A.K. Sarvis, M.D. aka Doc …
“Did you know that a consortium of power companies and government agencies are conspiring to open more strip mines and build even more coal-burning power plants in the same four-corners area where all that filth is coming from now? Together with more roads, power lines, railways and pipelines? All in what was once semi-virginal wilderness and still is the most spectacular landscape in the forty-eight contiguous bloody states? Did you know that?”
“I was once a semi-virgin,” she said.” Ms.
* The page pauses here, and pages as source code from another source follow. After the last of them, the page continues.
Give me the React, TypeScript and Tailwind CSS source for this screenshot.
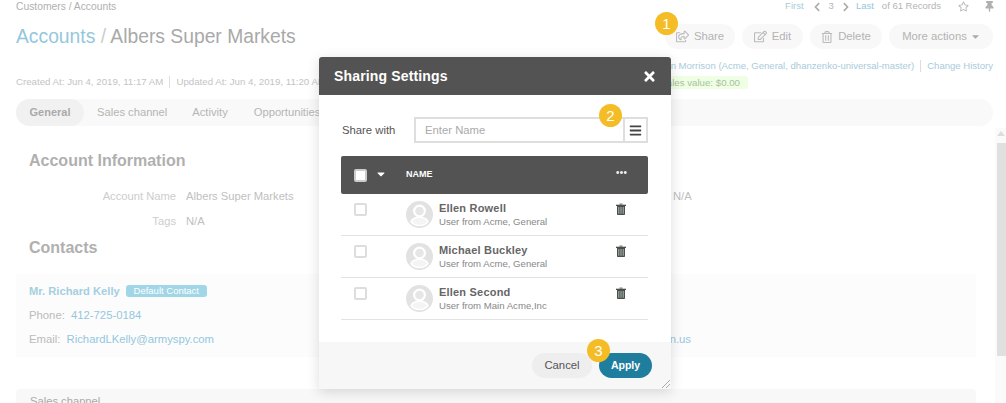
import { FaRegShareSquare, FaRegEdit, FaRegTrashAlt, FaTimes, FaBars, FaRegStar, FaThumbtack, FaChevronLeft, FaChevronRight, FaCaretDown, FaEllipsisH } from 'react-icons/fa'

const users = [
  { name: 'Ellen Rowell', org: 'User from Acme, General' },
  { name: 'Michael Buckley', org: 'User from Acme, General' },
  { name: 'Ellen Second', org: 'User from Main Acme,Inc' },
]

function Step({ n, className }: { n: number; className: string }) {
  return (
    <div className={`absolute w-[23px] h-[23px] rounded-full bg-[#f4bc25] text-white text-[15px] leading-[23px] text-center ${className}`}>
      {n}
    </div>
  )
}

function Avatar() {
  return (
    <svg width="27" height="27" viewBox="0 0 27 27" className="shrink-0">
      <circle cx="13.5" cy="13.5" r="13.5" fill="#e2e2e2" />
      <circle cx="13.5" cy="10" r="5.4" fill="#e6e6e6" stroke="#fff" strokeWidth="2.2" />
      <path d="M5 20.500c1.500-3 4-4.200 8.500-4.200s7 1.200 8.500 4.200c-2 2.700-5 4-8.500 4s-6.500-1.300-8.500-4z" fill="#f4f4f4" stroke="#fff" strokeWidth="1.500" />
    </svg>
  )
}

function TrashIcon() {
  return (
    <svg width="10" height="12" viewBox="0 0 10 12" className="-mt-[11px] shrink-0">
      <path d="M3.500 .5h3v1.200h-3z" fill="#77807c" />
      <path d="M0 1.700h10v1.300H0z" fill="#4a4f4c" />
      <path d="M1 3h8v8.200c0 .5-.3.8-.8.800H1.800c-.5 0-.8-.3-.8-.8z" fill="#4a4f4c" />
      <path d="M2.800 4v6.800M5 4v6.800M7.200 4v6.800" stroke="#b9c6bd" strokeWidth="0.900" />
    </svg>
  )
}

function ActionButton({ icon, label, className }: { icon?: React.ReactNode; label: string; className: string }) {
  return (
    <div className={`h-[25px] rounded-full bg-[#f8f8f8] text-[#b3b3b3] text-[11.300px] flex items-center justify-center gap-[5px] ${className}`}>
      {icon}
      <span>{label}</span>
    </div>
  )
}

function Page() {
  return (
    <div className="flex flex-col h-[403px] overflow-hidden relative">
      <div className="flex justify-between pl-4 pr-[13px]">
        <div>
          <div className="text-[10.300px] leading-[13px] text-[#b0b0b0]">Customers / Accounts</div>
          <div className="mt-[12px] text-[19.300px] leading-[24px] text-[#a9a9a9]">
            <span className="text-[#95c7dc]">Accounts</span> <span className="text-[#ccc]">/</span> Albers Super Markets
          </div>
        </div>
        <div className="flex flex-col items-end">
          <div className="h-[13px] flex items-center text-[9.500px] text-[#b3b3b3]">
            <span className="text-[#a8cbdb]">First</span>
            <FaChevronLeft className="ml-[8px] text-[10px] text-[#aaa]" />
            <span className="ml-[7px]">3</span>
            <FaChevronRight className="ml-[7px] text-[10px] text-[#aaa]" />
            <span className="ml-[5px] text-[#95c7dc]">Last</span>
            <span className="ml-[8px]">of 61 Records</span>
            <FaRegStar className="ml-[17px] text-[11px] text-[#b8b8b8]" />
            <FaThumbtack className="ml-[15px] mr-[-2px] text-[11px] text-[#b0b0b0]" />
          </div>
          <div className="flex mt-[11px] gap-[7px]">
            <ActionButton className="w-[70px]" icon={<FaRegShareSquare className="text-[13px] text-[#bbb]" />} label="Share" />
            <ActionButton className="w-[61px]" icon={<FaRegEdit className="text-[13px] text-[#bbb]" />} label="Edit" />
            <ActionButton className="w-[72px]" icon={<FaRegTrashAlt className="text-[12px] text-[#bbb]" />} label="Delete" />
            <ActionButton className="w-[104px] pr-[13px]" label="More actions" icon={null} />
          </div>
        </div>
      </div>

      <div className="flex justify-between items-end pl-4 pr-[13px] mt-[11px] text-[9.700px] leading-[12px] text-[#c4c4c4] h-[29px] shrink-0">
        <div className="flex pb-[1px]">
          <span>Created At: Jun 4, 2019, 11:17 AM</span>
          <span className="ml-[6px] pl-[6px] border-l border-[#ddd]">Updated At: Jun 4, 2019, 11:20 AM</span>
        </div>
        <div className="flex flex-col items-end">
          <div className="flex text-[#a8cbdb] text-[9.550px]">
            <span>Owner: John Morrison (Acme, General, dhanzenko-universal-master)</span>
            <span className="ml-[6px] pl-[6px] border-l border-[#ddd]">Change History</span>
          </div>
          <div className="mt-[4px] mr-[245px] w-[88px] h-[13px] pr-[8px] text-right whitespace-nowrap bg-[#efffe3] rounded-[3px] text-[9.700px] leading-[13px] text-[#a9c0a0]">
            Sales value: $0.00
          </div>
        </div>
      </div>

      <div className="mx-4 mt-[10px] w-[977px] h-[27px] rounded-full bg-[#f9f9f9] flex items-center text-[11.200px] text-[#b5b5b5] shrink-0">
        <div className="w-[68px] h-[27px] rounded-full bg-[#f1f1f1] flex items-center justify-center font-bold text-[11px] text-[#aaa]">General</div>
        <span className="ml-[13px]">Sales channel</span>
        <span className="ml-[25px]">Activity</span>
        <span className="ml-[26px]">Opportunities</span>
      </div>

      <div className="pl-[29px] pt-[25px]">
        <h2 className="text-[16px] leading-[20px] font-bold text-[#b0b0b0]">Account Information</h2>
        <div className="mt-[18px] text-[11.200px] leading-[14px] text-[#c0c0c0] flex">
          <span className="w-[147px] text-right text-[#cdcdcd]">Account Name</span>
          <span className="ml-[10px] w-[487px]">Albers Super Markets</span>
          <span>N/A</span>
        </div>
        <div className="mt-[11px] text-[11.200px] leading-[14px] text-[#c0c0c0] flex">
          <span className="w-[147px] text-right text-[#cdcdcd]">Tags</span>
          <span className="ml-[10px]">N/A</span>
        </div>
        <h2 className="mt-[10px] text-[16px] leading-[20px] font-bold text-[#b0b0b0]">Contacts</h2>
      </div>

      <div className="mx-4 mt-[16px] w-[960px] h-[83px] bg-[#fcfcfc] pl-[13px] pt-[10px] text-[11.300px] shrink-0">
        <div className="flex items-center h-[14px]">
          <span className="font-bold text-[11.200px] text-[#a5cfe0]">Mr. Richard Kelly</span>
          <span className="ml-[6px] h-[12px] w-[81px] text-center rounded-[3px] bg-[#a0d6e6] text-white text-[9.500px] leading-[12px]">Default Contact</span>
        </div>
        <div className="mt-[9px] h-[15px] text-[#bbb]">
          Phone: <span className="ml-[3px] text-[#95c7dc]">412-725-0184</span>
        </div>
        <div className="mt-[9px] h-[15px] text-[#bbb] flex justify-between pr-[285px]">
          <span>Email: <span className="ml-[3px] text-[#95c7dc]">RichardLKelly@armyspy.com</span></span>
          <span className="text-[#95c7dc]">n.us</span>
        </div>
      </div>

      <div className="mx-4 mt-[32px] w-[960px] h-[30px] rounded-t-[4px] bg-[#f8f8f8] pl-[14px] pt-[5px] text-[11.200px] leading-[14px] text-[#aaa] shrink-0">
        Sales channel
      </div>

      {/* caret on more actions */}
      <FaCaretDown className="absolute left-[970px] top-[31px] text-[11px] text-[#aaa]" />
      {/* scrollbar */}
      <div className="absolute right-0 top-[128px] bottom-0 w-[11px] bg-[#fafafa]">
        <div className="mt-[3px] mx-auto w-0 h-0 border-x-[4px] border-x-transparent border-b-[5px] border-b-[#ddd]" />
        <div className="mt-[7px] ml-[2px] h-[213px] bg-[#e0e0e0]" />
      </div>
    </div>
  )
}

function SharingDialog() {
  return (
    <div className="absolute left-[319px] top-[57px] w-[352px] h-[332px] bg-white flex flex-col shadow-[0_3px_12px_rgba(0,0,0,0.14)]">
      <div className="h-[38px] bg-[#545354] rounded-t-[3px] flex items-center justify-between pl-[15px] pr-[14px] text-white">
        <span className="text-[14px] font-bold tracking-[0.15px]">Sharing Settings</span>
        <FaTimes className="text-[15px]" />
      </div>

      <div className="flex-1 pl-[22px] pr-[23px]">
        <div className="flex items-center mt-[22px] h-[26px]">
          <span className="w-[73px] pl-[1px] text-[11.300px] text-[#555]">Share with</span>
          <div className="w-[211px] h-[26px] border-2 border-[#dedede] pl-[9px] text-[11.300px] leading-[22px] text-[#aaa]">Enter Name</div>
          <div className="w-[23px] h-[26px] border-2 border-l-0 border-[#dedede] flex items-center justify-center">
            <FaBars className="text-[13px] text-[#444]" />
          </div>
        </div>

        <div className="mt-[13px] h-[38px] bg-[#545354] rounded-[2px] flex items-center text-white">
          <div className="ml-[13px] w-[13px] h-[13px] rounded-[2px] bg-white border-2 border-[#ccc]" />
          <FaCaretDown className="ml-[8px] text-[12px] -mt-[3px]" />
          <span className="ml-[19px] text-[9px] font-bold w-[210px]">NAME</span>
          <FaEllipsisH className="text-[11px] text-[#e5e5e5] -mt-[6px]" />
        </div>

        {users.map((u) => (
          <div key={u.name} className="h-[42px] border-b border-[#e3e3e3] flex items-center">
            <div className="ml-[13px] w-[13px] h-[13px] rounded-[2px] border-2 border-[#ddd] -mt-[10px]" />
            <div className="ml-[39px]"><Avatar /></div>
            <div className="ml-[6px] w-[177px]">
              <div className="text-[11px] leading-[13px] font-bold text-[#666] tracking-[0.2px]">{u.name}</div>
              <div className="text-[9.600px] leading-[13px] text-[#888]">{u.org}</div>
            </div>
            <TrashIcon />
          </div>
        ))}
      </div>

      <div className="h-[47px] bg-[#f7f7f7] flex items-center justify-end pr-[19px] gap-[7px] relative">
        <div className="w-[60px] h-[25px] rounded-full bg-[#eeeeee] text-[11.300px] text-[#555] flex items-center justify-center">Cancel</div>
        <div className="w-[53px] h-[25px] rounded-full bg-[#1f7d9e] text-[10.500px] font-bold text-white flex items-center justify-center">Apply</div>
        <svg width="10" height="10" viewBox="0 0 10 10" className="absolute right-0 bottom-0">
          <path d="M1 9L9 1M5 9L9 5" stroke="#aaa" strokeWidth="1" />
        </svg>
      </div>
    </div>
  )
}

export default function App() {
  return (
    <div className="relative w-[1006px] h-[403px] overflow-hidden bg-white font-['Liberation_Sans',Arial,sans-serif]">
      <Page />
      <SharingDialog />
      <Step n={1} className="left-[655px] top-[12px]" />
      <Step n={2} className="left-[599px] top-[104px]" />
      <Step n={3} className="left-[587px] top-[339px]" />
    </div>
  )
}
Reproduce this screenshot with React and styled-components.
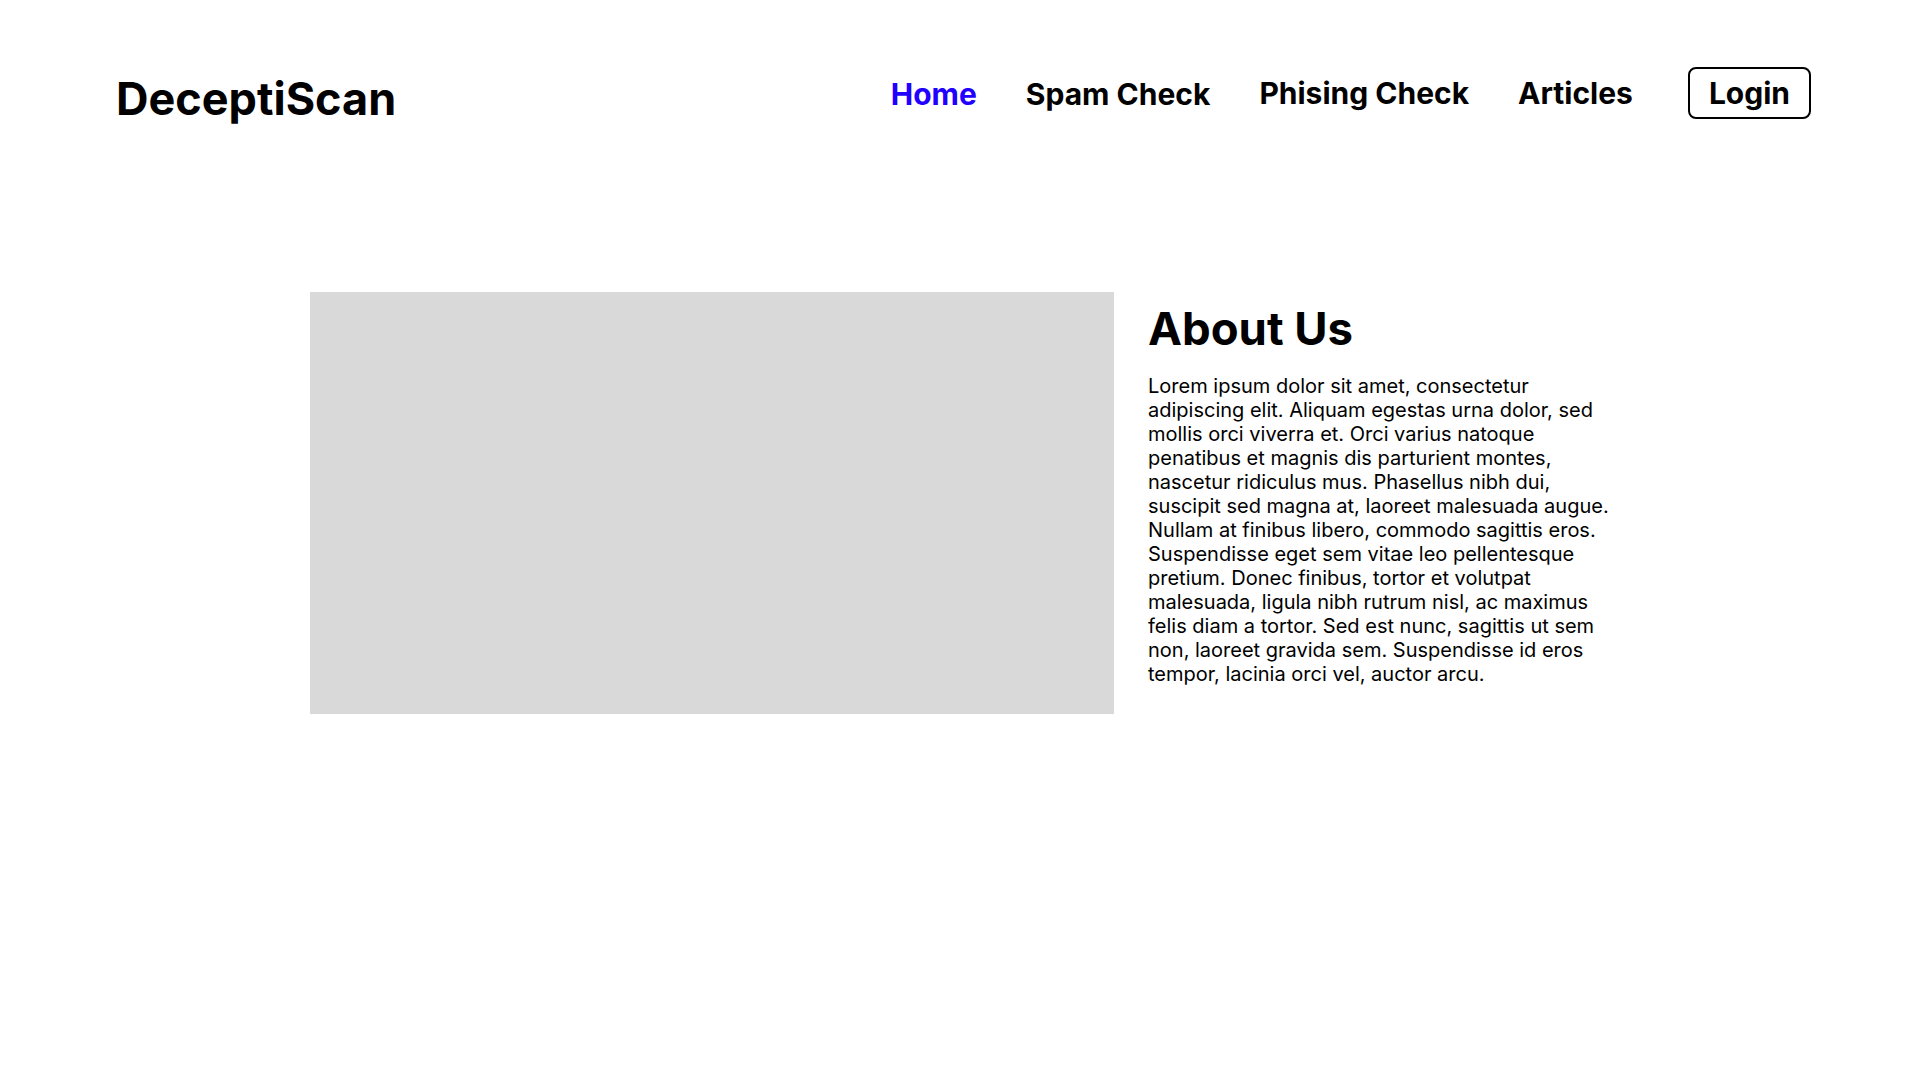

B. Abbzug- aka Bonnie
Edward Abbey’s, The Monkey Wrench Gang was published in 1975. Hayduke, Seldom Seen Smith, Doc, and Abzug set out to go to Page, Arizona near the Colorado River and blow up the Glen Canyon Dam. The novel is an unapologetic portrayal of a gang of environmental terrorists.
Glen Canyon Dam
Abbey never tried to thread the needle, didn’t bother to put some favorable patina on his gang. Hayduke was a Green Beret, veteran of Vietnam War, beer drinking, civilization hating desert loving wilderness advocate. Hayduke had preservation of what was wild on his list of good and the sprawling mess called Tucson on his list of what he called tragedy.
The Navajo Generating Station was under construction the same time as The Monkey Wrench Gang was being drafted. The book was published in 1975, the same year that the power plant went online.
Navajo Generating Station
Last year, November 2019, the Navajo Generation Station closed unable to compete with newer technologies, both natural gas and solar power were cheaper. In forty-five years of operation the power plant released millions and millions of tons of pollution into the atmosphere, much of it falling onto the Navajo Nations land and people.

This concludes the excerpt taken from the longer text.